In Western environments, NEAT tends to be much lower than in less modernized environments and people who work manual labor jobs burn more calories than someone who sits in a cubicle all day. But this tends to be where major changes occur with weight gain and some people upregulate NEAT enormously as they eat more and gain weight. And this can offset weight and fat gain pretty significantly (in one study, overfeeding by 1000 cal/day increased calorie expenditure via NEAT by as much as 700 calories in some people).
In most cases, it’s changes in NEAT that are having the biggest impact during both weight loss and weight gain. People move around less when they are dieting (often to the tune of several hundred calories) and may move around more (depending on luck of the draw) when they are eating more. In my experience and opinion, the typical ‘hardgainer’ is often the guy who just won’t sit still. They are the guy bouncing their leg and fidgeting all the time and this can burn an enormous number of calories.

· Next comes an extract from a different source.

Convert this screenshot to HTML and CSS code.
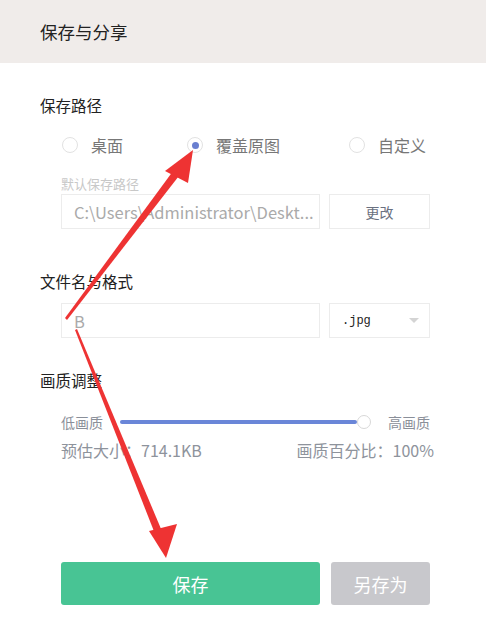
FILE: index.html
```html
<!DOCTYPE html>
<html>
<head>
  <meta charset="utf-8">
  <link rel="stylesheet" href="styles.css">
</head>
<body>
  <div class="dialog">
    <div class="dialog-header">保存与分享</div>

    <div class="section">
      <div class="section-title">保存路径</div>
      <div class="radio-row">
        <label class="radio-item"><span class="radio"></span>桌面</label>
        <label class="radio-item"><span class="radio checked"></span>覆盖原图</label>
        <label class="radio-item"><span class="radio"></span>自定义</label>
      </div>
      <div class="hint">默认保存路径</div>
      <div class="field-row">
        <div class="text-box">C:\Users\Administrator\Deskt...</div>
        <button class="side-button">更改</button>
      </div>
    </div>

    <div class="section section-file">
      <div class="section-title">文件名与格式</div>
      <div class="field-row">
        <div class="text-box">B</div>
        <div class="select-box">
          <span class="select-value">.jpg</span>
          <span class="caret"></span>
        </div>
      </div>
    </div>

    <div class="section section-quality">
      <div class="section-title">画质调整</div>
      <div class="slider-row">
        <span class="slider-label">低画质</span>
        <div class="slider">
          <div class="slider-track"></div>
          <div class="slider-thumb"></div>
        </div>
        <span class="slider-label">高画质</span>
      </div>
      <div class="info-row">
        <span>预估大小：714.1KB</span>
        <span>画质百分比：100%</span>
      </div>
    </div>

    <div class="actions">
      <button class="btn-save">保存</button>
      <button class="btn-saveas">另存为</button>
    </div>
  </div>

  <!-- annotation arrows -->
  <svg class="arrows" width="486" height="622" viewBox="0 0 486 622">
    <polygon points="65,318 67,320 182,172 176,167" fill="#ee3333"/>
    <polygon points="193,150 165,171 188,183" fill="#ee3333"/>
    <polygon points="75,330 77,329 164,536 157,539" fill="#ee3333"/>
    <polygon points="166,558 149,531 177,524" fill="#ee3333"/>
  </svg>
</body>
</html>
```

FILE: styles.css
```css
body {
  margin: 0;
  background: #fff;
  font-family: "Noto Sans CJK SC", "Liberation Sans", sans-serif;
  color: #333;
}

.dialog {
  width: 486px;
  height: 622px;
  display: flex;
  flex-direction: column;
}

.dialog-header {
  height: 63px;
  background: #f0ecea;
  padding-left: 40px;
  display: flex;
  align-items: center;
  font-size: 17.5px;
  color: #222;
}

.section {
  padding-left: 40px;
  margin-top: 32px;
}

.section-title {
  font-size: 15.5px;
  line-height: 20px;
  color: #222;
}

.radio-row {
  display: flex;
  margin-top: 20px;
  padding-left: 22px;
  height: 20px;
}

.radio-item {
  display: flex;
  align-items: center;
  font-size: 16px;
  color: #777;
}

.radio-item:nth-child(1) { width: 125px; }
.radio-item:nth-child(2) { width: 162px; }

.radio {
  width: 16px;
  height: 16px;
  border: 1px solid #e2e2e2;
  border-radius: 50%;
  margin-right: 13px;
  box-sizing: border-box;
  display: flex;
  align-items: center;
  justify-content: center;
}

.radio.checked::after {
  content: "";
  width: 7px;
  height: 7px;
  border-radius: 50%;
  background: #6a7fd0;
}

.hint {
  margin-top: 21px;
  padding-left: 21px;
  font-size: 13px;
  line-height: 16px;
  color: #c8c8c8;
}

.field-row {
  display: flex;
  gap: 9px;
  margin-top: 2px;
  padding-left: 21px;
}

.section-file .field-row {
  margin-top: 12px;
}

.text-box {
  width: 259px;
  height: 35px;
  box-sizing: border-box;
  border: 1px solid #ececec;
  padding-left: 12px;
  display: flex;
  align-items: center;
  font-size: 16.5px;
  color: #aaa;
  white-space: nowrap;
  overflow: hidden;
}

.side-button {
  width: 101px;
  height: 35px;
  border: 1px solid #ececec;
  background: #fff;
  font-family: inherit;
  font-size: 14px;
  color: #6a7080;
}

.select-box {
  width: 101px;
  height: 35px;
  box-sizing: border-box;
  border: 1px solid #ececec;
  display: flex;
  align-items: center;
  justify-content: space-between;
  padding: 0 10px 0 12px;
}

.select-value {
  font-family: "Liberation Mono", monospace;
  font-size: 12px;
  color: #222;
}

.caret {
  width: 0;
  height: 0;
  border-left: 5px solid transparent;
  border-right: 5px solid transparent;
  border-top: 5px solid #d4d4d4;
}

.section-file {
  margin-top: 42px;
}

.section-quality {
  margin-top: 32px;
}

.slider-row {
  display: flex;
  align-items: center;
  margin-top: 22px;
  padding-left: 21px;
  height: 20px;
}

.slider-label {
  font-size: 14px;
  color: #8a8f99;
  width: 42px;
  white-space: nowrap;
}

.slider {
  position: relative;
  width: 251px;
  margin: 0 17px;
  height: 14px;
  display: flex;
  align-items: center;
}

.slider-track {
  width: 237px;
  height: 4px;
  background: #6a86d8;
  border-radius: 2px;
}

.slider-thumb {
  width: 14px;
  height: 14px;
  box-sizing: border-box;
  border: 1px solid #d8d8d8;
  border-radius: 50%;
  background: #fff;
}

.info-row {
  display: flex;
  justify-content: space-between;
  width: 373px;
  margin-top: 8px;
  padding-left: 21px;
  font-size: 16px;
  line-height: 20px;
  color: #8e939c;
}

.actions {
  display: flex;
  gap: 11px;
  padding-left: 61px;
  margin-top: 102px;
}

.actions button {
  height: 43px;
  border: none;
  border-radius: 3px;
  font-family: inherit;
  font-size: 18px;
  color: #fff;
}

.btn-save {
  width: 259px;
  background: #48c494;
}

.btn-saveas {
  width: 99px;
  background: #c8c8cc;
}

.arrows {
  position: absolute;
  left: 0;
  top: 0;
  pointer-events: none;
}
```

And the consequence of all of this is that TDEE has to be considered a moving target rather than some static number. And yes, for some people, this can result in enormously high calorie intakes to gain weight.
As a final note, in general there is a linkage between changes in TDEE and appetite/food intake. The person who tends to show the highest increase in TDEE with overfeeding often has their hunger shut off. And frequently, they aren’t eating as much as they think they are. Because just as dieters often under-report their food intake, the typical person who can’t gain weight is often overreporting what they are eating. And since their appetite tends to shut off, food either has to be force fed.
Or use the McCallum Get Big Drink. Which is only half a joke as calorie dense liquids are much easier to get down (and don’t blunt hunger) as much as whole food. For people with enormous calorie requirements, it’s often the only way to get enough calories.